Code that builds pages:
◆ ◆ ◆

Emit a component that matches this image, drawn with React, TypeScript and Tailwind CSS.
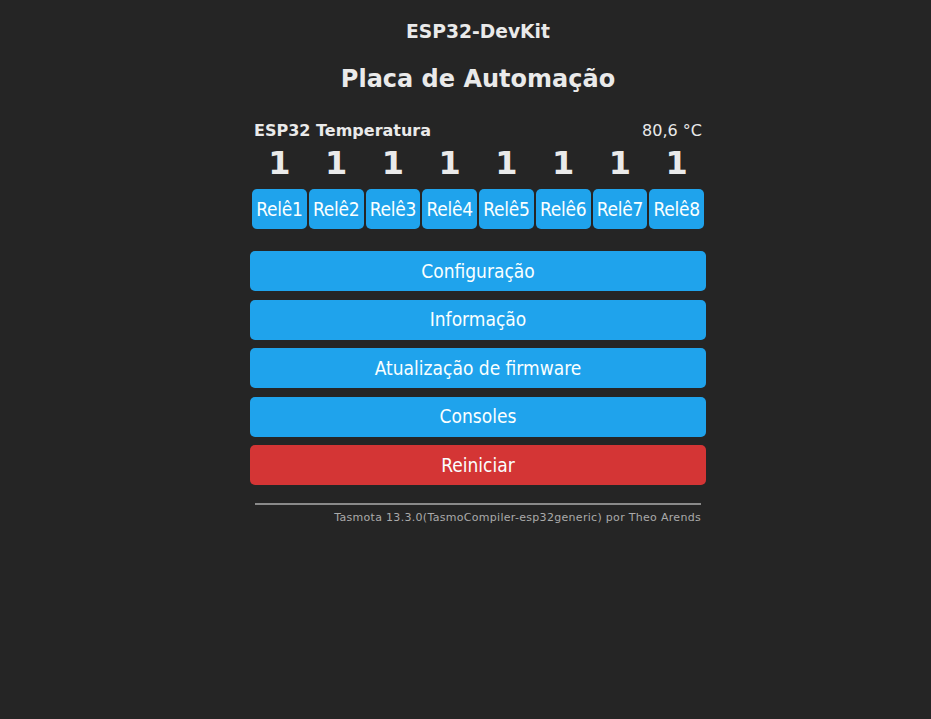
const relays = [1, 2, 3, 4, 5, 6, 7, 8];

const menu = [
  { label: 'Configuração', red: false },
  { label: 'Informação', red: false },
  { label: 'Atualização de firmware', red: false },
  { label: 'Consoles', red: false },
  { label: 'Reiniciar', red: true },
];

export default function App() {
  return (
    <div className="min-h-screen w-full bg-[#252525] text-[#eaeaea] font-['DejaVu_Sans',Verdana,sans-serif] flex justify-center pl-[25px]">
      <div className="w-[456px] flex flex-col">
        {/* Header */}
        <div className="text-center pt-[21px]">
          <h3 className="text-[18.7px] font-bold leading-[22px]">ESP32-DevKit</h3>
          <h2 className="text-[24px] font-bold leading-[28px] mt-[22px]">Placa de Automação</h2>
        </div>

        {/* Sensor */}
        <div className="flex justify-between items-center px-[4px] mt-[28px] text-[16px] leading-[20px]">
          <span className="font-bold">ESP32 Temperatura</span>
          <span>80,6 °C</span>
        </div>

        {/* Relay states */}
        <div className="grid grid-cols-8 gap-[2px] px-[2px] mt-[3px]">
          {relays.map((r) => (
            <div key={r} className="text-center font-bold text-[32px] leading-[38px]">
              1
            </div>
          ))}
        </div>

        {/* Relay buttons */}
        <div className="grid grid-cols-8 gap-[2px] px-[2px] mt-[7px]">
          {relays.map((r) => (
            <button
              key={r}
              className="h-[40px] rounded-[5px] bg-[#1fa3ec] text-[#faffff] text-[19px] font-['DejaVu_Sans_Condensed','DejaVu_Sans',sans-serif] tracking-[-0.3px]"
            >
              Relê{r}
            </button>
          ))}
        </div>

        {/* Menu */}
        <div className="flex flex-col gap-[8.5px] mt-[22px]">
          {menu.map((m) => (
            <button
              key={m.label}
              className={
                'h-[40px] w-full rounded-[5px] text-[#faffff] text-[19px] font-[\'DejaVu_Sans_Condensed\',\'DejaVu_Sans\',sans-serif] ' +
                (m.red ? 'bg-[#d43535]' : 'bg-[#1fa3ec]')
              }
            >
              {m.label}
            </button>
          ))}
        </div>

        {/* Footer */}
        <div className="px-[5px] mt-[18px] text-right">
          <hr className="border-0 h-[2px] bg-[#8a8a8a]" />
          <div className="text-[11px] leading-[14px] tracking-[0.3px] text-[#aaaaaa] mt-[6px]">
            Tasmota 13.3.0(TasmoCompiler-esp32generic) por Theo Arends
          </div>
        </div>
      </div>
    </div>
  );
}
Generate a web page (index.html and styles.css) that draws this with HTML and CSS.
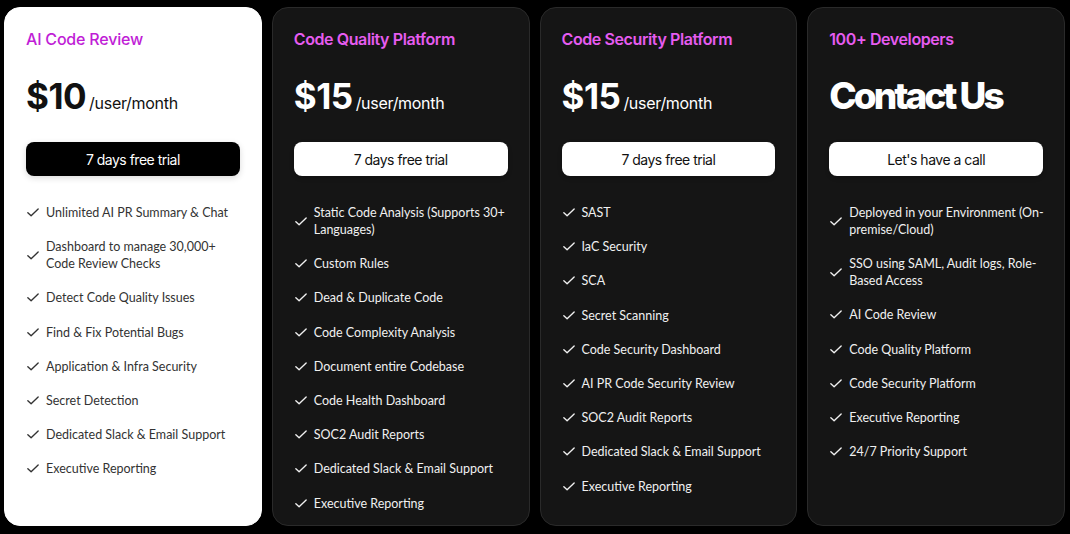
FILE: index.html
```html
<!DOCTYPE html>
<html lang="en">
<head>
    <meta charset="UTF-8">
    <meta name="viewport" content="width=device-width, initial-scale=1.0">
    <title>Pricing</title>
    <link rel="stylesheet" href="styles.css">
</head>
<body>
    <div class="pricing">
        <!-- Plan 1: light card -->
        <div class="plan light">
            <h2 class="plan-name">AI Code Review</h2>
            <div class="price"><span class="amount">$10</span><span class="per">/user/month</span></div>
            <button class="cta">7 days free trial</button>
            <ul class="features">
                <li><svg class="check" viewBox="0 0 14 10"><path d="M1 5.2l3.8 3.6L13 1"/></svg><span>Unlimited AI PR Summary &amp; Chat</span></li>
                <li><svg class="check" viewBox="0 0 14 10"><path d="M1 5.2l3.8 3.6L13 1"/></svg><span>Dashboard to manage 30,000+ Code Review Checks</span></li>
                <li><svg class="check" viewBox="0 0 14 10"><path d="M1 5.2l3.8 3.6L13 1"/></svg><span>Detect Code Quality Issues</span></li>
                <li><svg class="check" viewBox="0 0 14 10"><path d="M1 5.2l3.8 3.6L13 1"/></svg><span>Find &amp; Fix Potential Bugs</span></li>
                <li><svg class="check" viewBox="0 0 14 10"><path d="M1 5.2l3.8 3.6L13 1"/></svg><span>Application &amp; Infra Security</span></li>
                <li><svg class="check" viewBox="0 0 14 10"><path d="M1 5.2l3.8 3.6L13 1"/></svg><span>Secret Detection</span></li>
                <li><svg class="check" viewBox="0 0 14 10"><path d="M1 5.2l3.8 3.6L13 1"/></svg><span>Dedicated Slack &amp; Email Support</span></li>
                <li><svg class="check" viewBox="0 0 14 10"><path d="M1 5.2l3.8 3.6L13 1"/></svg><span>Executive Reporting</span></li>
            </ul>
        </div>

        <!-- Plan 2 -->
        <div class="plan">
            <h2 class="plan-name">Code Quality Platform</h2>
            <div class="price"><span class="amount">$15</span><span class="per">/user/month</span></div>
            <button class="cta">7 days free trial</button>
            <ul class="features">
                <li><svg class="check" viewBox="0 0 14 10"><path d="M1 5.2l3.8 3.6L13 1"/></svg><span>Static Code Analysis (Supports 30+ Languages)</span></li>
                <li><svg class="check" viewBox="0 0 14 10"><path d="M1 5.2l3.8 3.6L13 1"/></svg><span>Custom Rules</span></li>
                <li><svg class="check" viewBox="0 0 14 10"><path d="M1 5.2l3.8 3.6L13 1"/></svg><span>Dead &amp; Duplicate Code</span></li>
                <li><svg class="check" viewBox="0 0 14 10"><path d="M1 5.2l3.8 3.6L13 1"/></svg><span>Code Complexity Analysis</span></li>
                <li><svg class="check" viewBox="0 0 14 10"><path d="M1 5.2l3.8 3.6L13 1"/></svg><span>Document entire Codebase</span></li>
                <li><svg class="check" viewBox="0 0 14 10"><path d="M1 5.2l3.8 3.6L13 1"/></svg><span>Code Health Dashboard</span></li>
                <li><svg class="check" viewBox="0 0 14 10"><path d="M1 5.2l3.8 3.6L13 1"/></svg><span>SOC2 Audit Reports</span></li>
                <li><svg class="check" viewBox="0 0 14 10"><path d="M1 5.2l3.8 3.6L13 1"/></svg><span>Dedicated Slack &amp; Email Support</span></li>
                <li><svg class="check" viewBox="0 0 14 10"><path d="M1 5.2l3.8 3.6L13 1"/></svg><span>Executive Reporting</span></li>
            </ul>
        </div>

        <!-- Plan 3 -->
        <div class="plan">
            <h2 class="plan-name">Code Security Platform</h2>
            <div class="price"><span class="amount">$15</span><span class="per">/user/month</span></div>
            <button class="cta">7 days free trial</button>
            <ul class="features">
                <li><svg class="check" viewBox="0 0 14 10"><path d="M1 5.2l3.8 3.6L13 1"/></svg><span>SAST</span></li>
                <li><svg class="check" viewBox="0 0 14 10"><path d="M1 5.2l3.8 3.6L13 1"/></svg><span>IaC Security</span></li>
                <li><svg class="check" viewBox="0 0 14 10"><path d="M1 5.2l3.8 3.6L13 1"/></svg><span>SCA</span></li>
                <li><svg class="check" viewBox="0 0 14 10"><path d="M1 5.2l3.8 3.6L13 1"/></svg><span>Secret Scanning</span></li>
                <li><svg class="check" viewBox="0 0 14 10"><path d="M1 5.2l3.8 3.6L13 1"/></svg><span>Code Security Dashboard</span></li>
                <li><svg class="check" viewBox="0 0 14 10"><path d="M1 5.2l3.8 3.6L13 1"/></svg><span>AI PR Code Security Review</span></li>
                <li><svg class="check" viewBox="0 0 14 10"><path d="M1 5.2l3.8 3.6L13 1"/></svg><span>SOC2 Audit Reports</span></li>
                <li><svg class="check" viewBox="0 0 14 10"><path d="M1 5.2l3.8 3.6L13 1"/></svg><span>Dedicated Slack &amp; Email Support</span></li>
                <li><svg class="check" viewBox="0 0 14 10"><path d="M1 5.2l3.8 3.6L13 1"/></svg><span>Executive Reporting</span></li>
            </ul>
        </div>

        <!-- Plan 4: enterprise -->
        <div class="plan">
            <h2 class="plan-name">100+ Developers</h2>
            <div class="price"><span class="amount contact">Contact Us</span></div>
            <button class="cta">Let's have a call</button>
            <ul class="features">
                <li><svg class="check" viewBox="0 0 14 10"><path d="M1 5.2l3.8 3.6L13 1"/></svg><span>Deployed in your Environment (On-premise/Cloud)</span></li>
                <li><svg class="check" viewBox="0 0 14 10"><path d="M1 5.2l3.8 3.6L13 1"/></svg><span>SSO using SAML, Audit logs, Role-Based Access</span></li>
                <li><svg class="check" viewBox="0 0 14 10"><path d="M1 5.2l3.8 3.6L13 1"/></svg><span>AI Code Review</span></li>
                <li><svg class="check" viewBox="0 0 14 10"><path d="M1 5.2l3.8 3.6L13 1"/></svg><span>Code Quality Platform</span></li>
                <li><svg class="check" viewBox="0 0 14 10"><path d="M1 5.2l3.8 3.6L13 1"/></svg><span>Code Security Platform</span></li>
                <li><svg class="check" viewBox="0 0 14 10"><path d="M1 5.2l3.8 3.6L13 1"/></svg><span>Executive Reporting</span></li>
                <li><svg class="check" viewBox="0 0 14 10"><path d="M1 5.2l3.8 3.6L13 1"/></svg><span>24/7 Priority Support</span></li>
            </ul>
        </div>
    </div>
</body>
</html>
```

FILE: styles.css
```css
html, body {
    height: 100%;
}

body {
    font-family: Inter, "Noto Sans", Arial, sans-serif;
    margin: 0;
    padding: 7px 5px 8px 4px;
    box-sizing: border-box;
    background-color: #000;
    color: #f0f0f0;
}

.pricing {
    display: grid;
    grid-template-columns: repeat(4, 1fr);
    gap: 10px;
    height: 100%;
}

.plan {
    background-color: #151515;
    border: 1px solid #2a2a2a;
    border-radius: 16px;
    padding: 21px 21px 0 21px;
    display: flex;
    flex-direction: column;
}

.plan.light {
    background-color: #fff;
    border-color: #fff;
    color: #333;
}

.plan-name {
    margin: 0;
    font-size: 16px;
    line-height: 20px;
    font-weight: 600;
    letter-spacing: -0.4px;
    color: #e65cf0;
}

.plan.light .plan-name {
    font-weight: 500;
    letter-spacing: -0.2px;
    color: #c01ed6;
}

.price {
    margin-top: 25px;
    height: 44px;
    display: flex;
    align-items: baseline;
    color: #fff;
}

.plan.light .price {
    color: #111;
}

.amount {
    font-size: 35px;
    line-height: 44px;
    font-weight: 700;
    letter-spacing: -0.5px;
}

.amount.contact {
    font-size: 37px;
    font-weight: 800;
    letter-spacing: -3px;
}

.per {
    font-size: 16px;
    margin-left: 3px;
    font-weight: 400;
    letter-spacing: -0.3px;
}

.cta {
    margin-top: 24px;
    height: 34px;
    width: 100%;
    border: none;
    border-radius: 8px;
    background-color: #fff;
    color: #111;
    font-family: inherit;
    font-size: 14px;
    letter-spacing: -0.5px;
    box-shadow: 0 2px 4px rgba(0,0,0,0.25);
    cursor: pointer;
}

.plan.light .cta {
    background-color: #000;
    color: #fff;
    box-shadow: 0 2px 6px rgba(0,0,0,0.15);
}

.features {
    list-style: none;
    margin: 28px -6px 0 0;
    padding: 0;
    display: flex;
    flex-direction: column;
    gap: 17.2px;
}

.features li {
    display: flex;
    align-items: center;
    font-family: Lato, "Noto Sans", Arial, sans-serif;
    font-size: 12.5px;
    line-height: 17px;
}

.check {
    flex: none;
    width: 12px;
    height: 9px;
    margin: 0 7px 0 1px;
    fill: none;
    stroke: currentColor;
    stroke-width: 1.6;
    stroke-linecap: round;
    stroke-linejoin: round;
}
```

◆ ◆ ◆

* **Problem details**:
Only lines with "this" are wanted here; list each of them.

* **Written solution**:
Emit a component that matches this image, drawn with React, TypeScript and Tailwind CSS.
Generate a web page (index.html and styles.css) that draws this with HTML and CSS.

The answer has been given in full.